Vittus, Anaukaq’s fifth son, lives a life much different from his older brothers. Trained as a machinist by the Danes, he works on various kinds of equipment now making its way into the Eskimo settlements. Forty years old, he is physically well built and about five feet nine inches tall, making him the tallest of Anaukaq’s five sons. “I am a black man,” he is fond of boasting, though in fact he looks more “pure Eskimo” or Asian than any other member of his immediate family. He is said to take after his mother more than his siblings, in temperament as well as physical appearance. He is very soft-spoken but at the same time friendly and outgoing. Vittus and his wife, Cecilie, have five children: three boys, David, Avatak, and Anaukaq; and two girls, Lila and Aviaq.

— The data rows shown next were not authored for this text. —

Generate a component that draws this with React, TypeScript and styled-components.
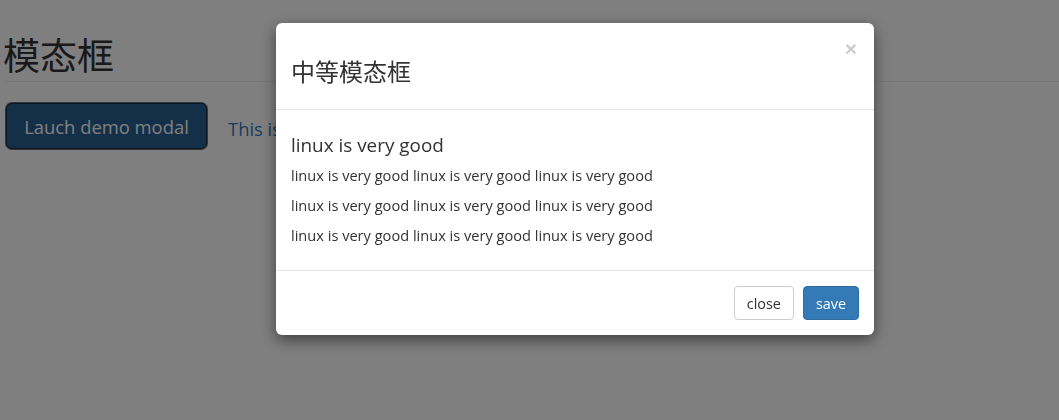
import React from "react";
import styled, { createGlobalStyle } from "styled-components";

const Global = createGlobalStyle`
  html, body { margin: 0; padding: 0; background: #fff; }
  body {
    font-family: "Open Sans", "Noto Sans CJK SC", sans-serif;
    font-size: 14px;
    line-height: 20px;
    color: #333;
    overflow: hidden;
    height: 420px;
  }
  * { box-sizing: border-box; }
`;

const Page = styled.div`
  padding: 34px 0 0 5px;
  width: 1059px;
  height: 420px;
`;

const PageHeader = styled.div`
  border-bottom: 1px solid #eee;
  padding-bottom: 7px;
`;

const PageTitle = styled.h1`
  margin: 0 0 0 -2px;
  font-family: "Noto Sans CJK SC", sans-serif;
  font-weight: 400;
  font-size: 37px;
  line-height: 40px;
  color: #333;
`;

const Row = styled.div`
  display: flex;
  align-items: center;
  gap: 21px;
  margin-top: 21px;
  padding-left: 1px;
`;

const LargeButton = styled.button`
  font-family: "Open Sans", "Noto Sans CJK SC", sans-serif;
  height: 46px;
  width: 201px;
  padding: 0 16px;
  font-size: 18.4px;
  color: #fff;
  background: #286090;
  border: 1px solid #122e46;
  border-radius: 6px;
  box-shadow: 0 0 0 1px #6a6a6a;
`;

const LinkText = styled.a`
  font-size: 18.4px;
  color: #337ab7;
  text-decoration: none;
  margin-top: 6px;
`;

const Backdrop = styled.div`
  position: fixed;
  inset: 0;
  background: rgba(0, 0, 0, 0.5);
`;

const Dialog = styled.div`
  position: fixed;
  top: 23px;
  left: 276px;
  width: 598px;
  background: #fff;
  border-radius: 6px;
  box-shadow: 0 5px 15px rgba(0, 0, 0, 0.5);
`;

const Header = styled.div`
  padding: 15px;
  border-bottom: 1px solid #e5e5e5;
  display: flex;
  justify-content: space-between;
  align-items: flex-start;
`;

const Title = styled.h3`
  margin: 20px 0 10px;
  font-family: "Noto Sans CJK SC", sans-serif;
  font-weight: 400;
  font-size: 24px;
  line-height: 26px;
  color: #333;
`;

const CloseX = styled.span`
  font-family: "Liberation Sans", sans-serif;
  font-size: 21px;
  font-weight: 700;
  line-height: 1;
  color: #000;
  opacity: 0.2;
  margin-right: 2px;
`;

const Body = styled.div`
  padding: 15px;
`;

const SubTitle = styled.h4`
  margin: 10px 0;
  font-size: 18.9px;
  font-weight: 400;
  line-height: 20px;
  color: #333;
`;

const Para = styled.p`
  margin: 0 0 10px;
  font-size: 14.6px;
`;

const Footer = styled.div`
  padding: 15px;
  border-top: 1px solid #e5e5e5;
  display: flex;
  justify-content: flex-end;
  gap: 9px;
`;

const Btn = styled.button<{ $primary?: boolean }>`
  font-family: "Open Sans", "Noto Sans CJK SC", sans-serif;
  height: 34px;
  padding: 0 12px;
  font-size: 14.4px;
  border-radius: 4px;
  border: 1px solid ${(p) => (p.$primary ? "#2e6da4" : "#ccc")};
  background: ${(p) => (p.$primary ? "#337ab7" : "#fff")};
  color: ${(p) => (p.$primary ? "#fff" : "#333")};
`;

const line = "linux is very good linux is very good linux is very good";

export default function App() {
  return (
    <>
      <Global />
      <Page>
        <PageHeader>
          <PageTitle>模态框</PageTitle>
        </PageHeader>
        <Row>
          <LargeButton>Lauch demo modal</LargeButton>
          <LinkText href="#">This is</LinkText>
        </Row>
      </Page>
      <Backdrop />
      <Dialog>
        <Header>
          <Title>中等模态框</Title>
          <CloseX>×</CloseX>
        </Header>
        <Body>
          <SubTitle>linux is very good</SubTitle>
          <Para>{line}</Para>
          <Para>{line}</Para>
          <Para>{line}</Para>
        </Body>
        <Footer>
          <Btn>close</Btn>
          <Btn $primary>save</Btn>
        </Footer>
      </Dialog>
    </>
  );
}
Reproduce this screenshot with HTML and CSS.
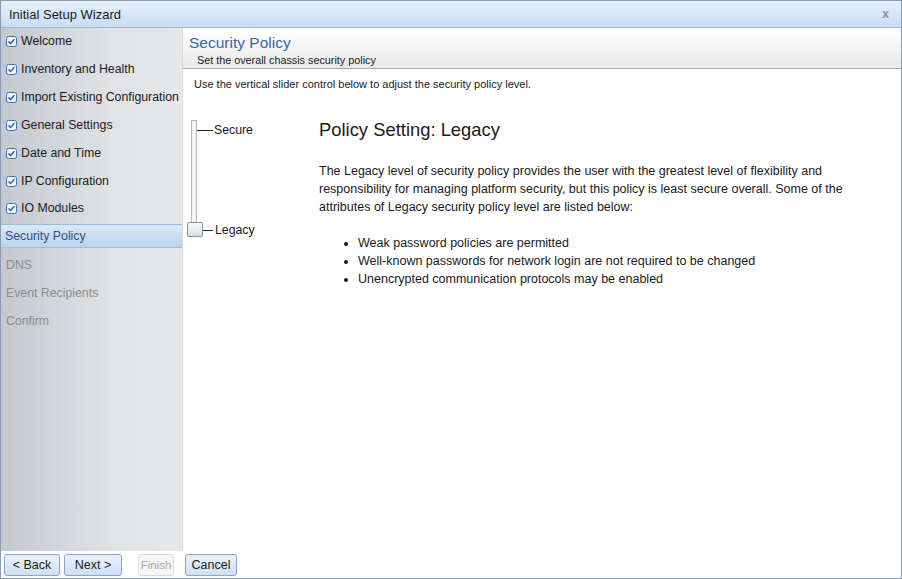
FILE: index.html
```html
<!DOCTYPE html>
<html>
<head>
<meta charset="utf-8">
<link rel="stylesheet" href="styles.css">
</head>
<body>
<div class="window">
  <div class="titlebar">
    <span class="title">Initial Setup Wizard</span>
    <span class="close">x</span>
  </div>
  <div class="body">
    <div class="sidebar">
      <div class="step done first"><span class="cb"><svg width="11" height="11" viewBox="0 0 11 11"><rect x="0.5" y="0.5" width="10" height="10" rx="2" fill="#eef5fc" stroke="#3d72b4"/><path d="M2.5 5.5 L4.5 7.5 L8.5 3.2" fill="none" stroke="#2a5da0" stroke-width="1.4"/></svg></span>Welcome</div>
      <div class="step done"><span class="cb"><svg width="11" height="11" viewBox="0 0 11 11"><rect x="0.5" y="0.5" width="10" height="10" rx="2" fill="#eef5fc" stroke="#3d72b4"/><path d="M2.5 5.5 L4.5 7.5 L8.5 3.2" fill="none" stroke="#2a5da0" stroke-width="1.4"/></svg></span>Inventory and Health</div>
      <div class="step done"><span class="cb"><svg width="11" height="11" viewBox="0 0 11 11"><rect x="0.5" y="0.5" width="10" height="10" rx="2" fill="#eef5fc" stroke="#3d72b4"/><path d="M2.5 5.5 L4.5 7.5 L8.5 3.2" fill="none" stroke="#2a5da0" stroke-width="1.4"/></svg></span>Import Existing Configuration</div>
      <div class="step done"><span class="cb"><svg width="11" height="11" viewBox="0 0 11 11"><rect x="0.5" y="0.5" width="10" height="10" rx="2" fill="#eef5fc" stroke="#3d72b4"/><path d="M2.5 5.5 L4.5 7.5 L8.5 3.2" fill="none" stroke="#2a5da0" stroke-width="1.4"/></svg></span>General Settings</div>
      <div class="step done"><span class="cb"><svg width="11" height="11" viewBox="0 0 11 11"><rect x="0.5" y="0.5" width="10" height="10" rx="2" fill="#eef5fc" stroke="#3d72b4"/><path d="M2.5 5.5 L4.5 7.5 L8.5 3.2" fill="none" stroke="#2a5da0" stroke-width="1.4"/></svg></span>Date and Time</div>
      <div class="step done"><span class="cb"><svg width="11" height="11" viewBox="0 0 11 11"><rect x="0.5" y="0.5" width="10" height="10" rx="2" fill="#eef5fc" stroke="#3d72b4"/><path d="M2.5 5.5 L4.5 7.5 L8.5 3.2" fill="none" stroke="#2a5da0" stroke-width="1.4"/></svg></span>IP Configuration</div>
      <div class="step done short"><span class="cb"><svg width="11" height="11" viewBox="0 0 11 11"><rect x="0.5" y="0.5" width="10" height="10" rx="2" fill="#eef5fc" stroke="#3d72b4"/><path d="M2.5 5.5 L4.5 7.5 L8.5 3.2" fill="none" stroke="#2a5da0" stroke-width="1.4"/></svg></span>IO Modules</div>
      <div class="step current">Security Policy</div>
      <div class="step todo">DNS</div>
      <div class="step todo">Event Recipients</div>
      <div class="step todo">Confirm</div>
    </div>
    <div class="main">
      <div class="header">
        <div class="h-title">Security Policy</div>
        <div class="h-sub">Set the overall chassis security policy</div>
      </div>
      <div class="content">
        <p class="intro">Use the vertical slider control below to adjust the security policy level.</p>
        <div class="policy">
          <div class="slider">
            <div class="track"></div>
            <div class="tick tick-top"><span class="line"></span>Secure</div>
            <div class="tick tick-bottom"><span class="line"></span>Legacy</div>
            <div class="thumb"></div>
          </div>
          <div class="desc">
            <h2>Policy Setting: Legacy</h2>
            <p>The Legacy level of security policy provides the user with the greatest level of flexibility and responsibility for managing platform security, but this policy is least secure overall. Some of the attributes of Legacy security policy level are listed below:</p>
            <ul>
              <li>Weak password policies are permitted</li>
              <li>Well-known passwords for network login are not required to be changed</li>
              <li>Unencrypted communication protocols may be enabled</li>
            </ul>
          </div>
        </div>
      </div>
    </div>
  </div>
  <div class="footer">
    <button class="btn b-back">&lt; Back</button>
    <button class="btn b-next">Next &gt;</button>
    <button class="btn b-finish disabled">Finish</button>
    <button class="btn b-cancel">Cancel</button>
  </div>
</div>
</body>
</html>
```
FILE: styles.css
```css
* { box-sizing: border-box; }
html, body { margin: 0; padding: 0; }
body {
  width: 902px;
  height: 579px;
  font-family: "Liberation Sans", Arial, sans-serif;
  color: #1a1a1a;
  background: #fff;
}
.window {
  width: 902px;
  height: 579px;
  border: 1px solid #8c9db3;
  display: flex;
  flex-direction: column;
}
.titlebar {
  height: 27px;
  flex: none;
  background: linear-gradient(#e6f0fc, #c9ddf4);
  border-bottom: 1px solid #9fb7d4;
  display: flex;
  align-items: center;
  justify-content: space-between;
  padding: 0 12px 0 8px;
}
.title { font-size: 13px; color: #1b1b1b; }
.close { font-size: 12px; font-weight: bold; color: #8a8f96; }
.body {
  flex: 1;
  display: flex;
  min-height: 0;
}
.sidebar {
  width: 182px;
  flex: none;
  background: linear-gradient(to right, #c4c9d0, #e0e2e5 60%, #e7e8ea);
  border-right: 1px solid #d9dbde;
}
.step {
  height: 28px;
  display: flex;
  align-items: center;
  font-size: 12.3px;
  padding-left: 5px;
  color: #1b1b1b;
  white-space: nowrap;
}
.step.first { margin-top: -1px; }
.step.short { height: 26px; }
.cb { display: inline-flex; margin-right: 4px; }
.step.current {
  height: 24px;
  margin-top: 3px;
  margin-bottom: 3px;
  background: linear-gradient(#dce8f6, #bcd3ee);
  border-top: 1px solid #9bbde0;
  border-bottom: 1px solid #9bbde0;
  color: #2d4f86;
  padding-left: 4px;
}
.step.todo { color: #8c8c8c; }
.main {
  flex: 1;
  display: flex;
  flex-direction: column;
  background: #fff;
}
.header {
  height: 41px;
  flex: none;
  background: linear-gradient(#ffffff, #e9e9e9);
  border-bottom: 1px solid #a9a9a9;
  padding: 5px 0 0 6px;
}
.h-title { font-size: 15.5px; color: #3a67a5; line-height: 20px; }
.h-sub { font-size: 10.8px; color: #1b1b1b; padding-left: 8px; line-height: 15px; }
.content { padding: 8px 0 0 11px; }
.intro { margin: 0; font-size: 11px; line-height: 14px; }
.policy { display: flex; margin-top: 29px; margin-left: -7px; }
.slider {
  position: relative;
  width: 132px;
  height: 130px;
  flex: none;
}
.track {
  position: absolute;
  left: 4px;
  top: 0;
  width: 6px;
  height: 112px;
  border: 1px solid #b9b9b9;
  background: #f4f4f4;
}
.tick {
  position: absolute;
  display: flex;
  align-items: center;
  font-size: 12.3px;
  line-height: 14px;
}
.tick .line { height: 1px; background: #222; }
.tick-top { top: 3px; left: 10px; }
.tick-top .line { width: 16px; margin-right: 1px; }
.tick-bottom { top: 103px; left: 16px; }
.tick-bottom .line { width: 10px; margin-right: 2px; }
.thumb {
  position: absolute;
  left: 0;
  top: 102px;
  width: 16px;
  height: 15px;
  border: 1px solid #8c96a2;
  border-radius: 2px;
  background: linear-gradient(#fafbfc, #d8dde4);
}
.desc h2 {
  margin: -1px 0 0 0;
  font-weight: normal;
  font-size: 18.4px;
  line-height: 22px;
  color: #1b1b1b;
}
.desc p {
  margin: 21px 0 0 0;
  font-size: 12.5px;
  line-height: 18px;
  width: 525px;
}
.desc ul {
  margin: 18px 0 0 0;
  padding-left: 39px;
  font-size: 12.5px;
  line-height: 18px;
}
.footer {
  height: 27px;
  flex: none;
  background: #fff;
  display: flex;
  align-items: center;
  padding-left: 3px;
}
.btn {
  height: 22px;
  font-family: inherit;
  font-size: 12.5px;
  color: #1b1b1b;
  padding: 0;
  border: 1px solid #86a6cf;
  border-radius: 3px;
  background: linear-gradient(#eaf2fb, #cfe0f3);
}
.b-back { width: 56px; }
.b-next { width: 58px; margin-left: 4px; }
.b-finish { width: 36px; margin-left: 16px; font-size: 11.5px; }
.b-cancel { width: 52px; margin-left: 11px; }
.btn.disabled {
  color: #a6a6a6;
  border-color: #dadada;
  background: #f6f6f6;
}
```
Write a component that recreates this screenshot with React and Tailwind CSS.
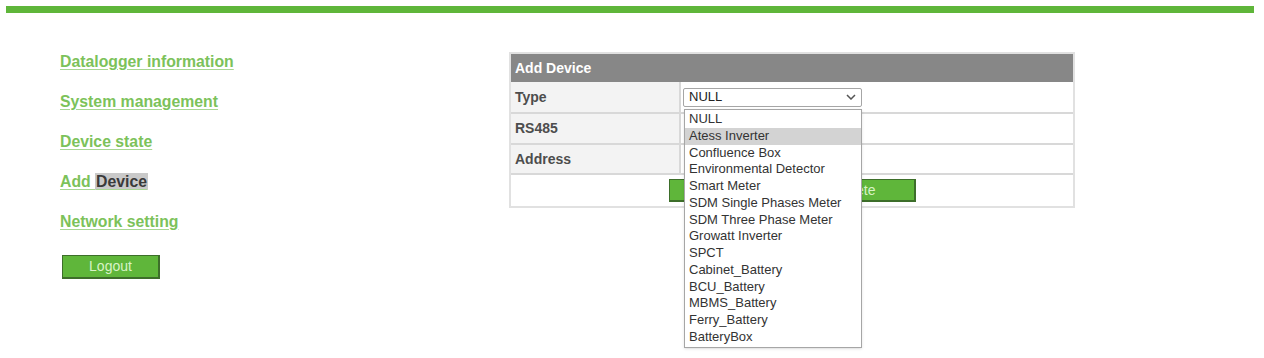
import React from "react";

const items = [
  "NULL",
  "Atess Inverter",
  "Confluence Box",
  "Environmental Detector",
  "Smart Meter",
  "SDM Single Phases Meter",
  "SDM Three Phase Meter",
  "Growatt Inverter",
  "SPCT",
  "Cabinet_Battery",
  "BCU_Battery",
  "MBMS_Battery",
  "Ferry_Battery",
  "BatteryBox",
];

function NavLink({ children }) {
  return (
    <a className="block h-5 leading-5 text-[15.8px] font-bold text-[#7cc25a] underline decoration-[#a8d692] underline-offset-2">
      {children}
    </a>
  );
}

export default function App() {
  return (
    <div
      className="w-[1264px] h-[358px] bg-white overflow-hidden"
      style={{ fontFamily: '"Liberation Sans", Arial, sans-serif' }}
    >
      <div className="pt-[6px] px-[6px] pr-[10px]">
        <div className="h-[7px] bg-[#5fb63a]" />
      </div>
      <div className="flex items-start pt-[39px] pl-[60px]">
        <nav className="w-[449px] flex flex-col gap-5">
          <NavLink>Datalogger information</NavLink>
          <NavLink>System management</NavLink>
          <NavLink>Device state</NavLink>
          <a className="block h-5 leading-5 text-[15.8px] font-bold text-[#7cc25a] underline decoration-[#a8d692] underline-offset-2">
            Add <span className="bg-[#c9c9c9] text-[#3a3a3a] px-[1px]">Device</span>
          </a>
          <NavLink>Network setting</NavLink>
          <div className="pt-[2px] pl-[2px]">
            <button className="w-[98px] h-[24px] bg-[#5fb63a] border border-[#3d6e2a] border-b-2 border-r-2 text-[14px] text-[#d8f3c6] leading-none">
              Logout
            </button>
          </div>
        </nav>
        <div className="w-[566px] border-2 border-[#e1e1e1] text-[14px]">
          <div className="h-[28px] bg-[#878787] flex items-center pl-[4px] font-bold text-white">
            Add Device
          </div>
          <div className="flex h-[32px] border-b-2 border-[#d8d8d8]">
            <div className="w-[170px] bg-[#f3f3f3] border-r-2 border-[#d8d8d8] flex items-center pl-[4px] font-bold text-[#4d4d4d]">
              Type
            </div>
            <div className="relative flex items-center pl-[2px]">
              <div className="w-[179px] h-[19px] border border-[#a6a6a6] rounded-[2px] bg-white flex items-center justify-between pl-[5px] pr-[5px] text-[13px] text-[#222]">
                <span>NULL</span>
                <svg width="10" height="6" viewBox="0 0 10 6">
                  <path d="M1 1l4 4 4-4" fill="none" stroke="#555" strokeWidth="1.5" />
                </svg>
              </div>
              <div className="absolute left-[3px] top-[27px] z-10 w-[178px] border border-[#a6a6a6] bg-white shadow-sm py-[1px]">
                {items.map((t, i) => (
                  <div
                    key={t}
                    className={
                      "h-[16.75px] leading-[16.75px] pl-[4px] text-[13px] text-[#333] " +
                      (i === 1 ? "bg-[#d3d3d3]" : "")
                    }
                  >
                    {t}
                  </div>
                ))}
              </div>
            </div>
          </div>
          <div className="flex h-[31px] border-b-2 border-[#d8d8d8]">
            <div className="w-[170px] bg-[#f3f3f3] border-r-2 border-[#d8d8d8] flex items-center pl-[4px] font-bold text-[#4d4d4d]">
              RS485
            </div>
            <div className="flex-1" />
          </div>
          <div className="flex h-[30px] border-b-2 border-[#d8d8d8]">
            <div className="w-[170px] bg-[#f3f3f3] border-r-2 border-[#d8d8d8] flex items-center pl-[4px] font-bold text-[#4d4d4d]">
              Address
            </div>
            <div className="flex-1" />
          </div>
          <div className="h-[31px] flex items-center justify-center">
            <button className="w-[247px] h-[23px] bg-[#5fb63a] border border-[#3d6e2a] border-b-2 border-r-2 flex items-center justify-end pr-[38px] text-[14px] text-[#d8f3c6]">
              Complete
            </button>
          </div>
        </div>
      </div>
    </div>
  );
}
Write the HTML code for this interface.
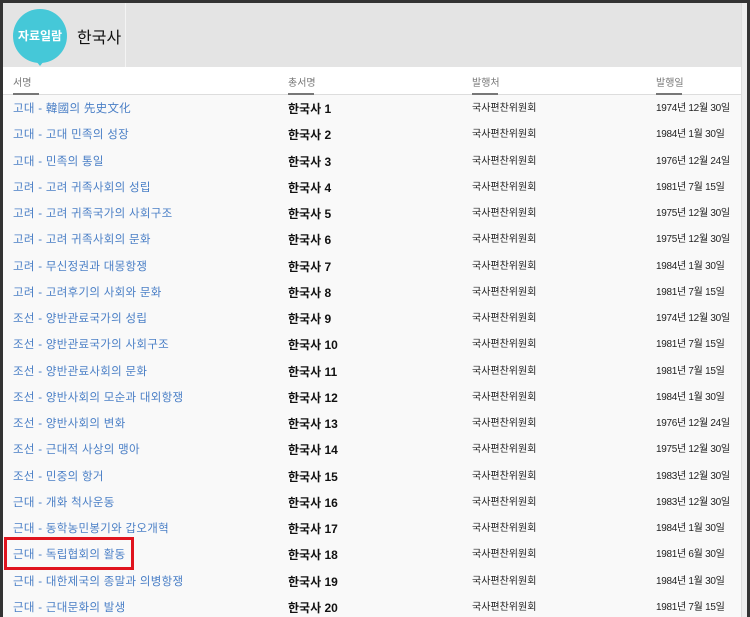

When Anaukaq’s sixth and youngest son was born, he and his wife decided to name their new baby after the son they had loved and lost and the stepfather Anaukaq had so revered. Young Kitdlaq was raised in much the same way as the other children in the family, yet in some ways he was given special treatment. Ever conscious of the fate of their eldest child, Anaukaq and Aviaq were more protective of their youngest. He was not permitted to hunt alone, as the other boys were at his age. He was forbidden by his father to use a kayak until far beyond the age when most Eskimo boys learn to do so, and even then he was required to have a companion at all times.
Kitdlaq succeeded in becoming a good hunter, but he also excelled in the Danish missionary school. Anaukaq and Aviaq moved the family from Savissivik to Moriussaq when Kitdlaq was ten so that he and the other children could get some schooling. Now thirty-eight, Kitdlaq is a part-time hunter and a teacher in the small elementary and junior high school in the Eskimo village of Qaanaaq. Kitdlaq is about five feet six inches tall; he is dark-complexioned and could easily pass for a black American. He and his wife, Kista, have three young daughters: Tina, Avortungiaq, and one-year-old Aviaq.
“When we were growing up, we were a typical Eskimo hunter family,” Kitdlaq told me one day as he worked on his kayak. “We, all five sons, traveled from place to place with our parents in search of the good hunting grounds. We all slept together in one igloo. We ate together and sang together. We also played together as friends, and we learned hunting skills from each other and our father. My big brothers really took care of me. They treated me kind of special because I was the baby of the group. But they also taught me to be strong and to provide for myself.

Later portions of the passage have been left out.